- _Source excerpt_
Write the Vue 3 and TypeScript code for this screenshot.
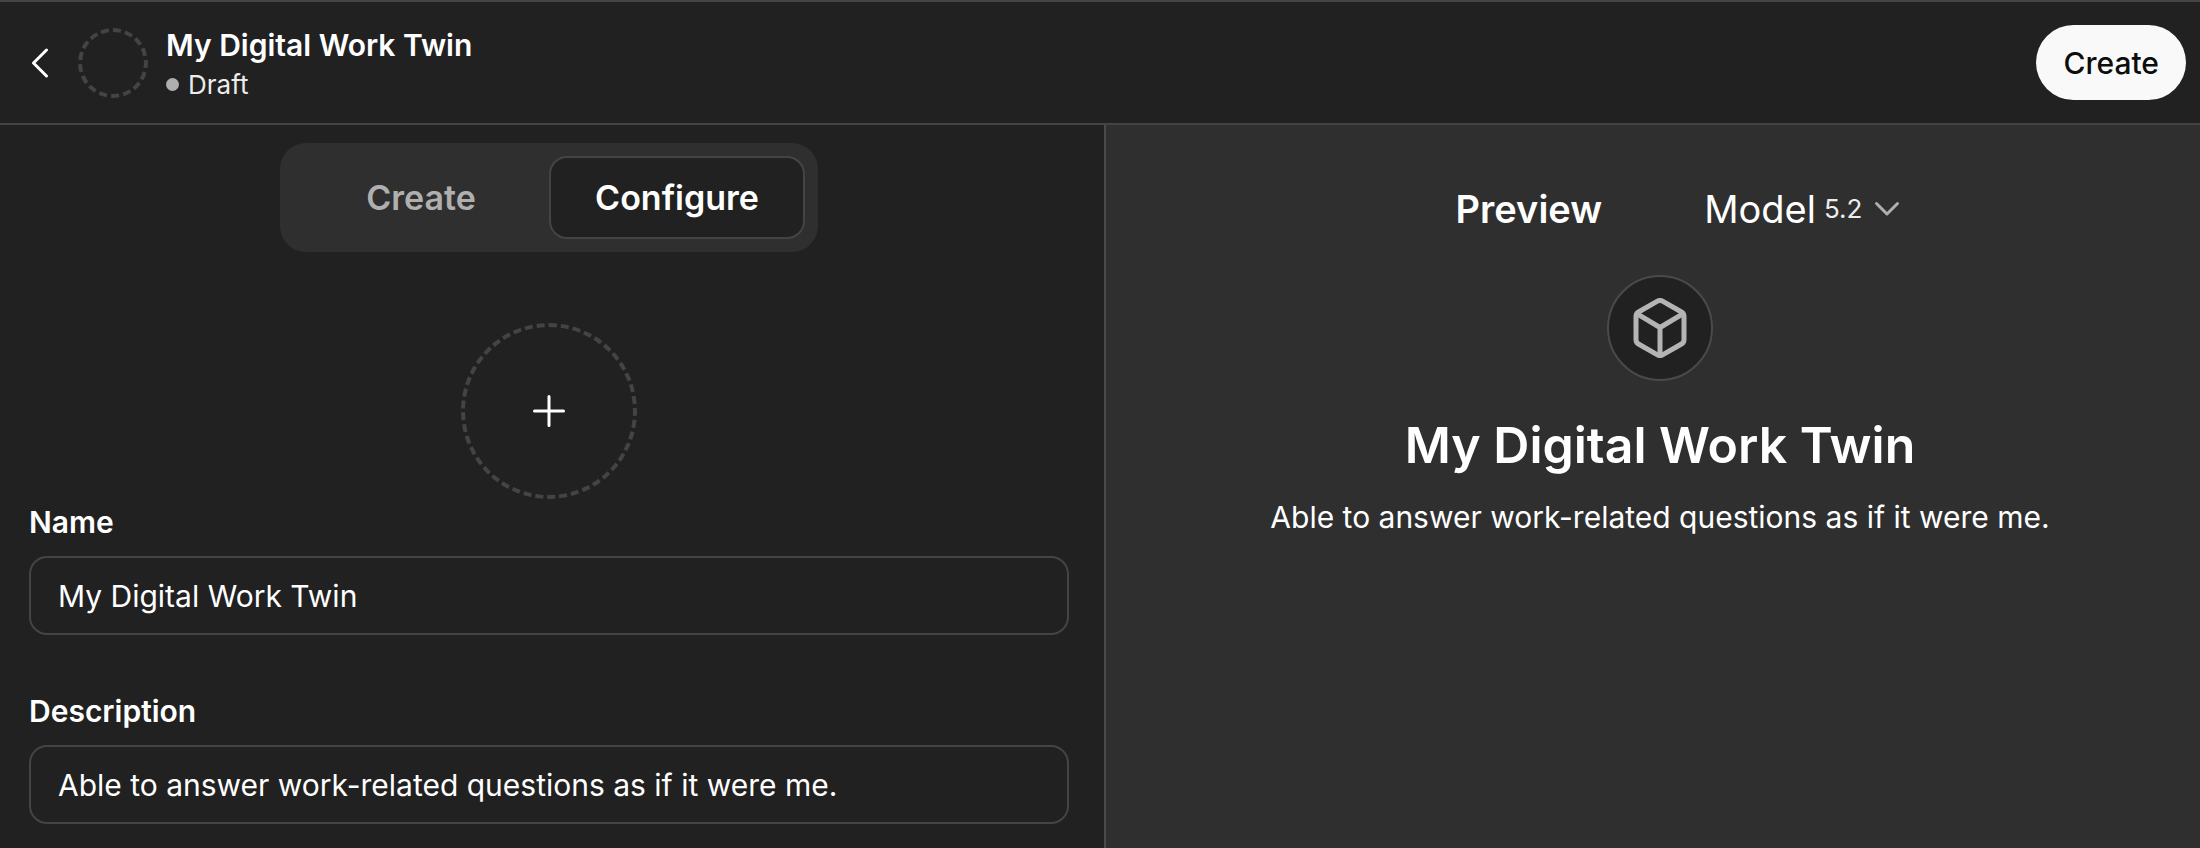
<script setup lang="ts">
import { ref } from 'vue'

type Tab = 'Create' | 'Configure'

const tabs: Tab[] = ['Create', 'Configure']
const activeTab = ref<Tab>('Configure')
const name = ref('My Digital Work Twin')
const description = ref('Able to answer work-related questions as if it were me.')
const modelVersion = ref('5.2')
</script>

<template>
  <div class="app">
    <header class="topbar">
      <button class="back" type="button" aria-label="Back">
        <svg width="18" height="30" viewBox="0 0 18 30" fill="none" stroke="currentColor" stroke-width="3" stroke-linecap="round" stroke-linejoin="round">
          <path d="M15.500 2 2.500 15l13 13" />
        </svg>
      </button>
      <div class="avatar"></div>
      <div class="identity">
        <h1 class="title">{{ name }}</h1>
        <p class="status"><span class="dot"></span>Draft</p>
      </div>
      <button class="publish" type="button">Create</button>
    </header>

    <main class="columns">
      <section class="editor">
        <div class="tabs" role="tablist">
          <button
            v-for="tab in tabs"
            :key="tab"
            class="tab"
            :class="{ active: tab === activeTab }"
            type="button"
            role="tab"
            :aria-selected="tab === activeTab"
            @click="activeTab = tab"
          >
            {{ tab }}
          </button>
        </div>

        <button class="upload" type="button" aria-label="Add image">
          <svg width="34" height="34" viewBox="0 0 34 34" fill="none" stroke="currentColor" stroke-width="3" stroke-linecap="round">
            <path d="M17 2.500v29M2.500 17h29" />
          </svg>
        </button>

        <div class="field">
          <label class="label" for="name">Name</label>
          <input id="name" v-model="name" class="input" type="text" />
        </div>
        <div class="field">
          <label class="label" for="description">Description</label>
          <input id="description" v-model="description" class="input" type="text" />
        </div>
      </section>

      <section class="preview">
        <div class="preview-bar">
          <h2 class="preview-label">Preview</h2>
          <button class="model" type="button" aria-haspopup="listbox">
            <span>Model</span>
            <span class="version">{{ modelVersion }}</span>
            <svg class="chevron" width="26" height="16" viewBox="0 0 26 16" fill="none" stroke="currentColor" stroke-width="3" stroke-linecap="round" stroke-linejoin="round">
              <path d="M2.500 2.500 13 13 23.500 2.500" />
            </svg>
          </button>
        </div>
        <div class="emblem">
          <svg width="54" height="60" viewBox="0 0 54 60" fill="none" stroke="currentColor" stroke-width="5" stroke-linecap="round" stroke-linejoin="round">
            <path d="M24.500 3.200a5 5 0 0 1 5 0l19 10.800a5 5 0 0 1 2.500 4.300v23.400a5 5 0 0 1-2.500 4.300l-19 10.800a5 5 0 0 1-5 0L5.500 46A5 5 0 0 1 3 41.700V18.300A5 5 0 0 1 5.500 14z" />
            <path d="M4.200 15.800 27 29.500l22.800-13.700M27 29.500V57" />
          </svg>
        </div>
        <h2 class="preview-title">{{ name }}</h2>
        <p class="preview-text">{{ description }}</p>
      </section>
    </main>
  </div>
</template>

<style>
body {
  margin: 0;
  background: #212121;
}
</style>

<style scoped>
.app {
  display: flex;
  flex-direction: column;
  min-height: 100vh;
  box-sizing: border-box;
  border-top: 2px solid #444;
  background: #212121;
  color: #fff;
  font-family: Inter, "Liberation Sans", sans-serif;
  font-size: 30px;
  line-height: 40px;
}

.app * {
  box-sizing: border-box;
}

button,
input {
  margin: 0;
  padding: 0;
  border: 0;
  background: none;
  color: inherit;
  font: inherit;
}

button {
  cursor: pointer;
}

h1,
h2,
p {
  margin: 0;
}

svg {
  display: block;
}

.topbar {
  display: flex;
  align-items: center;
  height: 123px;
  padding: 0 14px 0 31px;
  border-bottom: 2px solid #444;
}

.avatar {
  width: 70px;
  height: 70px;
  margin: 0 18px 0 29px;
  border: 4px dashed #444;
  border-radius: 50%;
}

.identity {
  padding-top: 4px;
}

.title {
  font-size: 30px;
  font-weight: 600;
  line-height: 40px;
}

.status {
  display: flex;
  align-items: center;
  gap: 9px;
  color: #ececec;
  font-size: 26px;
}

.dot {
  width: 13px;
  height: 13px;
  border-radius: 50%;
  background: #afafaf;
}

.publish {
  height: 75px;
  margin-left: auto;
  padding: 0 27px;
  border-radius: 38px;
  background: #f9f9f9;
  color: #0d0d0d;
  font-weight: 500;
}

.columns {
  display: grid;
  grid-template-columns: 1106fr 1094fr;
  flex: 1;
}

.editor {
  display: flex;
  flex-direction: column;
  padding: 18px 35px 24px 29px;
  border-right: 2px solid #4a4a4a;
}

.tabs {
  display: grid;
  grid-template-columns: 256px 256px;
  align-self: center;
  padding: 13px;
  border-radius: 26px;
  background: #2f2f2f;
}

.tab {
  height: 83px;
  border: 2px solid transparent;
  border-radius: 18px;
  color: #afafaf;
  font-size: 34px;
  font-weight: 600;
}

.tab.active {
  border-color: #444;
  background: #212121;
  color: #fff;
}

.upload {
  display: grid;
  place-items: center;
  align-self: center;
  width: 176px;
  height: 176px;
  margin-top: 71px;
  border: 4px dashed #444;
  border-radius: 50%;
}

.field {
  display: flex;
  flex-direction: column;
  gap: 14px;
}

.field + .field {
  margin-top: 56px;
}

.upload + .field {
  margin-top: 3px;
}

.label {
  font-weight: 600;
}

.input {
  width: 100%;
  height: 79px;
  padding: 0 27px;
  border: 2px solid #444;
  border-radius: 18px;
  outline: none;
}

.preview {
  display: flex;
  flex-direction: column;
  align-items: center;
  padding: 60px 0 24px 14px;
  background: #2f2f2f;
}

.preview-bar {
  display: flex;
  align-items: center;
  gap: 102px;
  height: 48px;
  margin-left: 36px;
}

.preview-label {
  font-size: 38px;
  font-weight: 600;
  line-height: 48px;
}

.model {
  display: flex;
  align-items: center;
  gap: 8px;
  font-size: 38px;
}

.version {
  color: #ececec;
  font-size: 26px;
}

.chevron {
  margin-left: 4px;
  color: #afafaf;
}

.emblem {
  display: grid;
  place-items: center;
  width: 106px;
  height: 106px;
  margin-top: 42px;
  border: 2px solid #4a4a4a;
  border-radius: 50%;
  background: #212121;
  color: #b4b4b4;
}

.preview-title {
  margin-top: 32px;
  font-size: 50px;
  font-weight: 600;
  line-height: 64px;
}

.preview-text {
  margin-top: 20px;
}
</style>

- _To do_
Transcribe the full listing character for character. Pictures are excluded.

- _Exercise result_
Write the Vue 3 and TypeScript code for this screenshot.
<script setup lang="ts">
import { ref } from 'vue'

type Tab = 'Create' | 'Configure'

const tabs: Tab[] = ['Create', 'Configure']
const activeTab = ref<Tab>('Configure')
const name = ref('My Digital Work Twin')
const description = ref('Able to answer work-related questions as if it were me.')
const modelVersion = ref('5.2')
</script>

<template>
  <div class="app">
    <header class="topbar">
      <button class="back" type="button" aria-label="Back">
        <svg width="18" height="30" viewBox="0 0 18 30" fill="none" stroke="currentColor" stroke-width="3" stroke-linecap="round" stroke-linejoin="round">
          <path d="M15.500 2 2.500 15l13 13" />
        </svg>
      </button>
      <div class="avatar"></div>
      <div class="identity">
        <h1 class="title">{{ name }}</h1>
        <p class="status"><span class="dot"></span>Draft</p>
      </div>
      <button class="publish" type="button">Create</button>
    </header>

    <main class="columns">
      <section class="editor">
        <div class="tabs" role="tablist">
          <button
            v-for="tab in tabs"
            :key="tab"
            class="tab"
            :class="{ active: tab === activeTab }"
            type="button"
            role="tab"
            :aria-selected="tab === activeTab"
            @click="activeTab = tab"
          >
            {{ tab }}
          </button>
        </div>

        <button class="upload" type="button" aria-label="Add image">
          <svg width="34" height="34" viewBox="0 0 34 34" fill="none" stroke="currentColor" stroke-width="3" stroke-linecap="round">
            <path d="M17 2.500v29M2.500 17h29" />
          </svg>
        </button>

        <div class="field">
          <label class="label" for="name">Name</label>
          <input id="name" v-model="name" class="input" type="text" />
        </div>
        <div class="field">
          <label class="label" for="description">Description</label>
          <input id="description" v-model="description" class="input" type="text" />
        </div>
      </section>

      <section class="preview">
        <div class="preview-bar">
          <h2 class="preview-label">Preview</h2>
          <button class="model" type="button" aria-haspopup="listbox">
            <span>Model</span>
            <span class="version">{{ modelVersion }}</span>
            <svg class="chevron" width="26" height="16" viewBox="0 0 26 16" fill="none" stroke="currentColor" stroke-width="3" stroke-linecap="round" stroke-linejoin="round">
              <path d="M2.500 2.500 13 13 23.500 2.500" />
            </svg>
          </button>
        </div>
        <div class="emblem">
          <svg width="54" height="60" viewBox="0 0 54 60" fill="none" stroke="currentColor" stroke-width="5" stroke-linecap="round" stroke-linejoin="round">
            <path d="M24.500 3.200a5 5 0 0 1 5 0l19 10.800a5 5 0 0 1 2.500 4.300v23.400a5 5 0 0 1-2.500 4.300l-19 10.800a5 5 0 0 1-5 0L5.500 46A5 5 0 0 1 3 41.700V18.300A5 5 0 0 1 5.500 14z" />
            <path d="M4.200 15.800 27 29.500l22.800-13.700M27 29.500V57" />
          </svg>
        </div>
        <h2 class="preview-title">{{ name }}</h2>
        <p class="preview-text">{{ description }}</p>
      </section>
    </main>
  </div>
</template>

<style>
body {
  margin: 0;
  background: #212121;
}
</style>

<style scoped>
.app {
  display: flex;
  flex-direction: column;
  min-height: 100vh;
  box-sizing: border-box;
  border-top: 2px solid #444;
  background: #212121;
  color: #fff;
  font-family: Inter, "Liberation Sans", sans-serif;
  font-size: 30px;
  line-height: 40px;
}

.app * {
  box-sizing: border-box;
}

button,
input {
  margin: 0;
  padding: 0;
  border: 0;
  background: none;
  color: inherit;
  font: inherit;
}

button {
  cursor: pointer;
}

h1,
h2,
p {
  margin: 0;
}

svg {
  display: block;
}

.topbar {
  display: flex;
  align-items: center;
  height: 123px;
  padding: 0 14px 0 31px;
  border-bottom: 2px solid #444;
}

.avatar {
  width: 70px;
  height: 70px;
  margin: 0 18px 0 29px;
  border: 4px dashed #444;
  border-radius: 50%;
}

.identity {
  padding-top: 4px;
}

.title {
  font-size: 30px;
  font-weight: 600;
  line-height: 40px;
}

.status {
  display: flex;
  align-items: center;
  gap: 9px;
  color: #ececec;
  font-size: 26px;
}

.dot {
  width: 13px;
  height: 13px;
  border-radius: 50%;
  background: #afafaf;
}

.publish {
  height: 75px;
  margin-left: auto;
  padding: 0 27px;
  border-radius: 38px;
  background: #f9f9f9;
  color: #0d0d0d;
  font-weight: 500;
}

.columns {
  display: grid;
  grid-template-columns: 1106fr 1094fr;
  flex: 1;
}

.editor {
  display: flex;
  flex-direction: column;
  padding: 18px 35px 24px 29px;
  border-right: 2px solid #4a4a4a;
}

.tabs {
  display: grid;
  grid-template-columns: 256px 256px;
  align-self: center;
  padding: 13px;
  border-radius: 26px;
  background: #2f2f2f;
}

.tab {
  height: 83px;
  border: 2px solid transparent;
  border-radius: 18px;
  color: #afafaf;
  font-size: 34px;
  font-weight: 600;
}

.tab.active {
  border-color: #444;
  background: #212121;
  color: #fff;
}

.upload {
  display: grid;
  place-items: center;
  align-self: center;
  width: 176px;
  height: 176px;
  margin-top: 71px;
  border: 4px dashed #444;
  border-radius: 50%;
}

.field {
  display: flex;
  flex-direction: column;
  gap: 14px;
}

.field + .field {
  margin-top: 56px;
}

.upload + .field {
  margin-top: 3px;
}

.label {
  font-weight: 600;
}

.input {
  width: 100%;
  height: 79px;
  padding: 0 27px;
  border: 2px solid #444;
  border-radius: 18px;
  outline: none;
}

.preview {
  display: flex;
  flex-direction: column;
  align-items: center;
  padding: 60px 0 24px 14px;
  background: #2f2f2f;
}

.preview-bar {
  display: flex;
  align-items: center;
  gap: 102px;
  height: 48px;
  margin-left: 36px;
}

.preview-label {
  font-size: 38px;
  font-weight: 600;
  line-height: 48px;
}

.model {
  display: flex;
  align-items: center;
  gap: 8px;
  font-size: 38px;
}

.version {
  color: #ececec;
  font-size: 26px;
}

.chevron {
  margin-left: 4px;
  color: #afafaf;
}

.emblem {
  display: grid;
  place-items: center;
  width: 106px;
  height: 106px;
  margin-top: 42px;
  border: 2px solid #4a4a4a;
  border-radius: 50%;
  background: #212121;
  color: #b4b4b4;
}

.preview-title {
  margin-top: 32px;
  font-size: 50px;
  font-weight: 600;
  line-height: 64px;
}

.preview-text {
  margin-top: 20px;
}
</style>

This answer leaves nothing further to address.